El nombre de Abjasia me sugiere del majestuoso Cáucaso (donde procedían nuestras razas occidentales), me hace soñar del legendario lago Ritsa, allá colgado en los inexpugnables contrafuertes del Cáucaso; del otro Monte Athos esta vez no prohibido al sexo femenino; este nombre exótico me hablaba de ciudades balnearias reflejadas en el Mar Negro, de grandes complejos industriales abandonados… Efectivamente eso estaba ahí con su decadencia pero ya sin miedo. Como sin miedo la gente paseaba por el interminable litoral marítimo de Sukhumi; iba al teatro, tomaba sus tés y bebía vino abjasio. Desde un balcón del modernista hotel Ritsa contemplaba el atardecer en el Mar Negro, me giré y detrás no había sombra sólo luz. Aquel miedo inducido, aquel miedo inherente había desaparecido y con ello aumentaban mis ganas por descubrir, experimentar y conocer más aquel enigmático país donde Stalin tenía su dacha de verano. Mis ganas de sentirme vivo despreciando el miedo.
Un brindis por el viaje y por los privilegios que tenemos los occidentales, los que tenemos por suerte de nacimiento o por lucha, abrían un periplo por un país prohibido de la Europa más remota y olvidada. Aquella tierra mítica de los griegos, la Cólquida del Vellocino de Oro. La de aquellos aguerridos hombres y mujeres que cómo indica el topónimo eran generosos como su fértil tierra. Los abjasios que por caprichoso devenir de la geopolítica ahora son mayoría (junto a los rusos, armenios así como un puñado de esvanos y mingrelios) en un territorio donde vivían diversos pueblos caucásicos, pero también de la antigua Rusia zarista y el posterior imperio soviético. Cuando veía en las carreteras aquellas campesinas y damas negras vendiendo cítricos me transportaba a esa película antibelicista que recordaba la ridícula tragedia de la guerra en estas tierras: “Las Mandarinas”.
El último día viajamos al lago Ritsa, una aguerrido y poco temeroso taxista nos condujo hacia las intimidades del Cáucaso . Cuando nos adentrábamos en las cavidades más profundas de aquel paisaje onírico y fantasioso la nieve y el hielo cubrían la pista. El miedo del occidental bien acostumbrado volvió a encoger el corazón, no llegaríamos y menos vivos. La pericia y la falta de miedo hizo que de manera milagrosa llegásemos a aquel apartado paraíso digno de un cartel publicitario. Una improvisada comida con un chacha o fuerte licor que reaviva muertos acabó de coronar aquel mágico momento que supo a poco.

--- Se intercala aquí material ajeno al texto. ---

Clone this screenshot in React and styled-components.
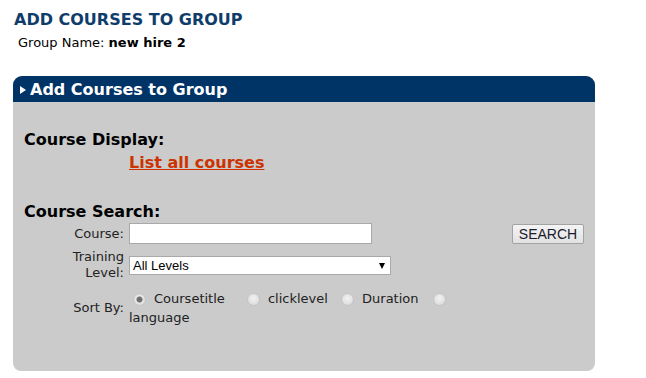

La vuelta a la frontera: unas tres horas fue maratoniana y aquí demostró nuevamente el conductor abjasio que el miedo no era su filosofía. Con una conducción suicida y castrense hizo que llegásemos a la frontera antes de su cierre cuando el manto negro de la noche ya se cernía sobre nosotros.
A la vuelta del periplo por este apartado país de Europa cruzamos la frontera de noche, cuando los duendes se apoderan de las mentes, cuando un frío aliento de miedo cruza aquel río. Unas risas y murmuros me recuerdan que aquellos pescadores quizá son la hechicera Zqarichidida, una figura mitológica mingreliana erigida en la mujer del río. Aquella anciana dama de negro que tantas tragedias vio en esta frontera imaginaria. Y es que el miedo más esclavo, aquel que nos encarcela en vida, es no saber enfrentarnos a nuestras propias inseguridades.